━━━ INFORMATION SHOWN ━━━

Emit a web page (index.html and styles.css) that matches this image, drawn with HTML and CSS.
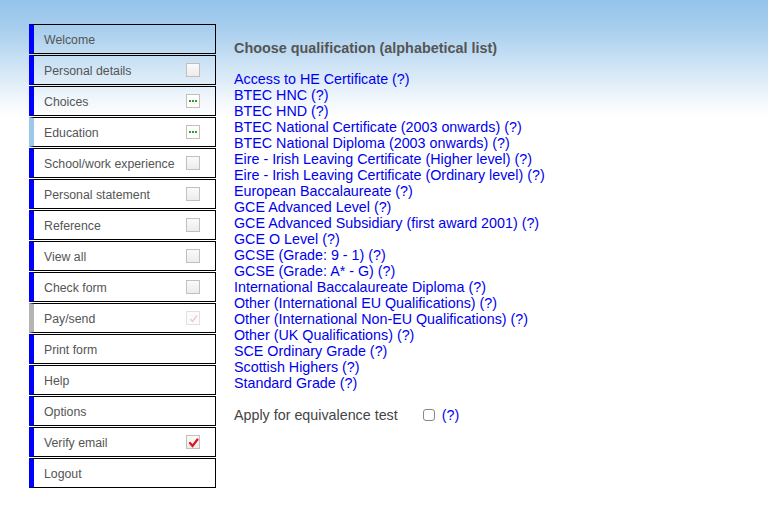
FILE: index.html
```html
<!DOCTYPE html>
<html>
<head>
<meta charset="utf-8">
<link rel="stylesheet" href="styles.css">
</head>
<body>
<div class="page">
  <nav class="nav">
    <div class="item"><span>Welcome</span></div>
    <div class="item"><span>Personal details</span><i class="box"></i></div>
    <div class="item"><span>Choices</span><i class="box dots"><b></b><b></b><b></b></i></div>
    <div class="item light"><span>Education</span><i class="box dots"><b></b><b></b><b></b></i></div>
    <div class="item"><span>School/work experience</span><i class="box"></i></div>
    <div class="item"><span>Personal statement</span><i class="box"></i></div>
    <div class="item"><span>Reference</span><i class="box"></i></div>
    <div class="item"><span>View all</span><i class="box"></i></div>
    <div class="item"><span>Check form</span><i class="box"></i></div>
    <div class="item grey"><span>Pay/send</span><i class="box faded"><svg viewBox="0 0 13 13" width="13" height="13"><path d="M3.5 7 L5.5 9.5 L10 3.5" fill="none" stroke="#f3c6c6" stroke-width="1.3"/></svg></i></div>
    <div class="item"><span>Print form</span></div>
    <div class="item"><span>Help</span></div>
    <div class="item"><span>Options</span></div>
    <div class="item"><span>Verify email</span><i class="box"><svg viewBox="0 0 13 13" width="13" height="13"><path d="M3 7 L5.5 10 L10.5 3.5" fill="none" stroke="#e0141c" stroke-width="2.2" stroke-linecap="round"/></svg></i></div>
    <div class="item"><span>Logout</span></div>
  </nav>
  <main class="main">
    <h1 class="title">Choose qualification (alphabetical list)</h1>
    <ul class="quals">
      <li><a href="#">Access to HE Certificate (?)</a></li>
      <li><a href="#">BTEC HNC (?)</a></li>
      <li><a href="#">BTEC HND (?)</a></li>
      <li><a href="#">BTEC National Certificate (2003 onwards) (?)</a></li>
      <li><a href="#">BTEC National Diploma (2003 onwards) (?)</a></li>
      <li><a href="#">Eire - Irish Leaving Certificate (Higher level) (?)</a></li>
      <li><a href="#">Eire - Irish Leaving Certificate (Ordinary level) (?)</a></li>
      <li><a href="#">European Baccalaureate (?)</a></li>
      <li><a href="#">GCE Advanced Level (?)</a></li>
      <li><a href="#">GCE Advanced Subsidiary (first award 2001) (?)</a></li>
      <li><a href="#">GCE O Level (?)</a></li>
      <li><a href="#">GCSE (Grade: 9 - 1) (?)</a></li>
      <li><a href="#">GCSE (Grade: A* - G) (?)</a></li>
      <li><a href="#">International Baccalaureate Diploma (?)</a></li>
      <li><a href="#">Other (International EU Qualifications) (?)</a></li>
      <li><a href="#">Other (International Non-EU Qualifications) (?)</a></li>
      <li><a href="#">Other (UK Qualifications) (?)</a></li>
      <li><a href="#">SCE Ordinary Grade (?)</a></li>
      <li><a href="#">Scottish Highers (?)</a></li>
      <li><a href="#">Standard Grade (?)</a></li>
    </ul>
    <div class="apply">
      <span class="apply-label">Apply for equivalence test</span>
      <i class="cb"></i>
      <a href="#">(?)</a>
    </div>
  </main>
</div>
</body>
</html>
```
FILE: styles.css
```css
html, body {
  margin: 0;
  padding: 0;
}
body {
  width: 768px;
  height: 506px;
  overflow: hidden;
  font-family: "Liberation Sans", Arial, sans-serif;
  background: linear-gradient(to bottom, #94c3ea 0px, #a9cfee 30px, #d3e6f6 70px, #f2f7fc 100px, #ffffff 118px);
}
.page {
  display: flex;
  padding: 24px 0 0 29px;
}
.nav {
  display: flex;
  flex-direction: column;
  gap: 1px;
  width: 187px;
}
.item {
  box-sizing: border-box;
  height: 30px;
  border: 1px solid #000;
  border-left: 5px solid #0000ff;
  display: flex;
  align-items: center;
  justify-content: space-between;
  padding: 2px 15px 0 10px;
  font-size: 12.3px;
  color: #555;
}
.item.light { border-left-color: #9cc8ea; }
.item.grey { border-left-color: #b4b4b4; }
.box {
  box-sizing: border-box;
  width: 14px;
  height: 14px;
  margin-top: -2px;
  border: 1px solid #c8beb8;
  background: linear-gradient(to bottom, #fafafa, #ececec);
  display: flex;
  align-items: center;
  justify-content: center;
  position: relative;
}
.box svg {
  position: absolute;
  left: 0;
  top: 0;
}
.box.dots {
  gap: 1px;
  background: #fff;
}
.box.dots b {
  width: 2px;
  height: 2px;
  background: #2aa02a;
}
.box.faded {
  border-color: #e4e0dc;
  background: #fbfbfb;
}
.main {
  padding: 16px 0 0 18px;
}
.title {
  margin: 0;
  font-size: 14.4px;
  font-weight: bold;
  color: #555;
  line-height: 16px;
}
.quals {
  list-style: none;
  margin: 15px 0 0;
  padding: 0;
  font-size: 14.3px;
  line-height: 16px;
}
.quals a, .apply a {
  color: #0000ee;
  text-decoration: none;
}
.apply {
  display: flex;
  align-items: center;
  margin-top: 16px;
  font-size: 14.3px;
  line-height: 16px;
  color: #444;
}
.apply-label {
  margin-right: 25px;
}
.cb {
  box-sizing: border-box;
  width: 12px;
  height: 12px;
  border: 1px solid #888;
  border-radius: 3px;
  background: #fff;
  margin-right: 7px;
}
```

━━━

▶ WHAT YOU SHOULD DO:
Gather from the data above every line with the string "page".

▶ RESULT OF THIS EXERCISE:
Emit a web page (index.html and styles.css) that matches this image, drawn with HTML and CSS.
<div class="page">
.page {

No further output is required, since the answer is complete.